**Exercise materials**

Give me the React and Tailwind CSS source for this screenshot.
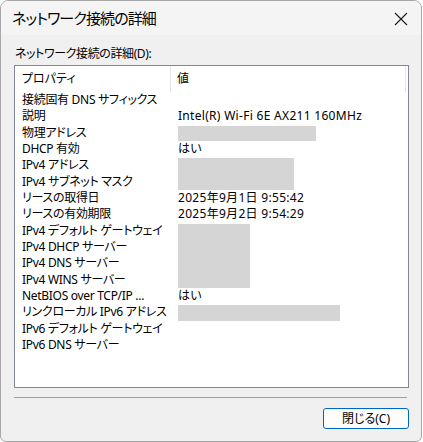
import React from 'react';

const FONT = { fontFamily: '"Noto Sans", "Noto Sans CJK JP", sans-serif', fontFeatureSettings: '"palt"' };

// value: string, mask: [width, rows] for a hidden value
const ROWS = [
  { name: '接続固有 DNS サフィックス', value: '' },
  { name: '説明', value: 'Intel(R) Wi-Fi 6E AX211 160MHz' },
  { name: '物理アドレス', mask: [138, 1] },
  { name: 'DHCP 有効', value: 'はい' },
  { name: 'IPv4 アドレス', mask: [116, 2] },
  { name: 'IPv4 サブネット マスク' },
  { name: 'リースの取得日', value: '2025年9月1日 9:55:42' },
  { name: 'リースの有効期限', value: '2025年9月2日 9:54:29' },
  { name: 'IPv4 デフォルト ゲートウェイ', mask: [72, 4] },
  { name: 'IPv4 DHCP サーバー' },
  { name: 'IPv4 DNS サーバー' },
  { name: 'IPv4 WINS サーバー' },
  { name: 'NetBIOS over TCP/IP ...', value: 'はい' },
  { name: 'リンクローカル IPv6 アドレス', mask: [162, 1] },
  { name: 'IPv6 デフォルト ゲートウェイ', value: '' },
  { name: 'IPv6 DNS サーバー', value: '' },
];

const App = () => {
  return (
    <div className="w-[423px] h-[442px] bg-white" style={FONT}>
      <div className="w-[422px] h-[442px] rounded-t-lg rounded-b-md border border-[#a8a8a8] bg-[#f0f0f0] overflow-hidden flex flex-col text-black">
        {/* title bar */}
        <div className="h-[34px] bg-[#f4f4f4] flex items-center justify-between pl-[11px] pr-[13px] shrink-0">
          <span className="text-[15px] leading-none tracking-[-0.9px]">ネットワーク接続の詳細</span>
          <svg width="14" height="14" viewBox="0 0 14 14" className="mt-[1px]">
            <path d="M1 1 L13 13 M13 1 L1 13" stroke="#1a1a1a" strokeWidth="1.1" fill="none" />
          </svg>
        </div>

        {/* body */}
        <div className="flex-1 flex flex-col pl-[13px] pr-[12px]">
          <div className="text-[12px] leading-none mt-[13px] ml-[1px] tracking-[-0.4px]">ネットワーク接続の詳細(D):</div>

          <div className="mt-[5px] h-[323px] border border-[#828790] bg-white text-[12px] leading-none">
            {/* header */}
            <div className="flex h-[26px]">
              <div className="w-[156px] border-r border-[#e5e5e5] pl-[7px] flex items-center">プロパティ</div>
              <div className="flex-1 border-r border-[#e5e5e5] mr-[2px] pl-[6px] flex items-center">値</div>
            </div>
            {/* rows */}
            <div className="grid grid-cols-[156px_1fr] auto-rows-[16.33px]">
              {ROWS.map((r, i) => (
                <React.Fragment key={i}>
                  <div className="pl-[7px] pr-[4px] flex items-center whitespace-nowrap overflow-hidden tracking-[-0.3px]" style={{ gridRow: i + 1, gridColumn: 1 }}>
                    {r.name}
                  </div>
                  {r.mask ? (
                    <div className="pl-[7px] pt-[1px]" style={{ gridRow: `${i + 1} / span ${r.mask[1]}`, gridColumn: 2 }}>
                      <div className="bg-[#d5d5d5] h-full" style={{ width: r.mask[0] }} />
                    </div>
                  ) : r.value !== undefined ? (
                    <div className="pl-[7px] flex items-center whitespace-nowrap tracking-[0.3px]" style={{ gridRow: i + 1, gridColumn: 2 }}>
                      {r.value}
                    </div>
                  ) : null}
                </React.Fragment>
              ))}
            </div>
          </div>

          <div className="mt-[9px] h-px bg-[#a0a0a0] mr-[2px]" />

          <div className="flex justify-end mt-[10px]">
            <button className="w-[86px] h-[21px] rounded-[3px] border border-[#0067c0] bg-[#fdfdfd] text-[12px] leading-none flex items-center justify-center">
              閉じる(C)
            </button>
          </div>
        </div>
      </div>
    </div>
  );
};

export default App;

...

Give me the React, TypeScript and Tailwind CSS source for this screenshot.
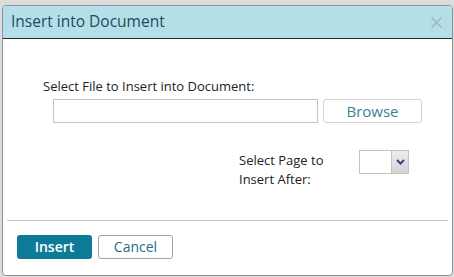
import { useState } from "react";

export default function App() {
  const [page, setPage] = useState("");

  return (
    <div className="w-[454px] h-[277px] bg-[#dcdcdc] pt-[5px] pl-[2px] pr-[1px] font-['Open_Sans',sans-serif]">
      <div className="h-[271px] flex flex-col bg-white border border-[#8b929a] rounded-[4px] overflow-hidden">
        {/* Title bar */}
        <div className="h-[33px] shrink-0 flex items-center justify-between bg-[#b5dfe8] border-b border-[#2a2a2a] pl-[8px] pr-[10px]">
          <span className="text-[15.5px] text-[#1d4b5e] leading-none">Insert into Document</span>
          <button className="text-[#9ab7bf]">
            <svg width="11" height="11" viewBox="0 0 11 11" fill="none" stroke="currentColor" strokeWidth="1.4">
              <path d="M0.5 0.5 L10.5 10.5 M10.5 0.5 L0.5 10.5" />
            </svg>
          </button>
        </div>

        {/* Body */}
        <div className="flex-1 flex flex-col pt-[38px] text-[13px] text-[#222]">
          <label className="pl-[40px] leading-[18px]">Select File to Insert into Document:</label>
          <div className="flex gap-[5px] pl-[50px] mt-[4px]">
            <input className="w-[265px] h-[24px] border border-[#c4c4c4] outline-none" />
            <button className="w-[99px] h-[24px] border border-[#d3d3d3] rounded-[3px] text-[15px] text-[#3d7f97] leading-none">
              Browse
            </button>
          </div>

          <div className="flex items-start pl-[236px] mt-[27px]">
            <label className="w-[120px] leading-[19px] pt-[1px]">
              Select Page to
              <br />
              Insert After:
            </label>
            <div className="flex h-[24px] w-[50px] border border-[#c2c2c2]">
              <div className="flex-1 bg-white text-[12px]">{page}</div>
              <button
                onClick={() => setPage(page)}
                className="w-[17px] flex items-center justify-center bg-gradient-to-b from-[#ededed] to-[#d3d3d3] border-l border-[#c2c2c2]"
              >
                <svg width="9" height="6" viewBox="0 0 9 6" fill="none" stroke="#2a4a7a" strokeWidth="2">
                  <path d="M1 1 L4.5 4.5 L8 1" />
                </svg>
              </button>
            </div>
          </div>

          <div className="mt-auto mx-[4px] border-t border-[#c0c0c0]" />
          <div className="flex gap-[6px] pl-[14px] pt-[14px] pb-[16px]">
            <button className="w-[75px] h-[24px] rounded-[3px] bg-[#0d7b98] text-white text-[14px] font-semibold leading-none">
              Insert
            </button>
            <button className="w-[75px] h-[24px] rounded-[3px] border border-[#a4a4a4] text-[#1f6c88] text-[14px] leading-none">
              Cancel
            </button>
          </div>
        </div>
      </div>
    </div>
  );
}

**Work to complete**
Only the stretch from the line with "Give me the React, TypeScript" through the line with "const [page, setPage]" should be copied, exactly and with both ends. Drop the pictures.

**Task answer**
Give me the React, TypeScript and Tailwind CSS source for this screenshot.
import { useState } from "react";

export default function App() {
  const [page, setPage] = useState("");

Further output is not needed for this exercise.